Responding to old post:

In 1966, the Israeli psychologist Georges Tamarin presented, to 1,066 schoolchildren ages 8-14, the Biblical story of Joshua's battle in Jericho:

If you ask a question to schoolchildren, you have to take into consideration that children are supposed to obey authority figures. And not only because the authority figures have power, but because children don't know and can't comprehend many important things about the world, and that makes it a good idea for children to put little weight on their own conclusions and a lot of weight on what authority figures say.

God, of course, is supposed to be an authority on right and wrong. Fundamentally, children thinking "God says that I should kill lots of people so I should, even though I think that is wrong because of X" is no different than children thinking "Mom says that I should look both ways before crossing the street, so I should, even though I think that is wrong because of Y". The child would be wrong in the first case and right in the second, but he'd be following the same policy in both cases, and this policy is generally beneficial even though it fails this one time.

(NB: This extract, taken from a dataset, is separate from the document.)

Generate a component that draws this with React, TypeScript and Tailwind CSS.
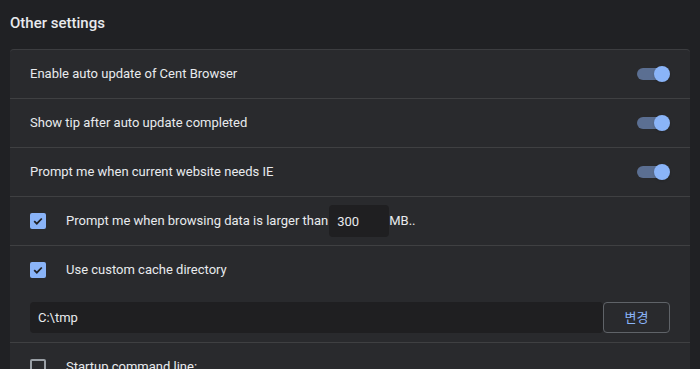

Go ahead. Indulge your fantasy. Would you want the stone tablet to say people should die of old age, or that people should live as long as they wanted? If you could write the stone tablet yourself, what would it say?

I'm reminded of one of Bill Watterson's Calvin and Hobbes strips:

Calvin: I'm at peace with the world. I'm completely serene.
Hobbes: Why is that?
Calvin: I've discovered my purpose in life. I know why I was put here and why everything exists.
Hobbes: Oh really?
Calvin: Yes. I am here so everyone can do what I want.
Hobbes: (rolling eyes) It's nice to have that cleared up.
Calvin: Once everybody accepts it, they'll be serene too!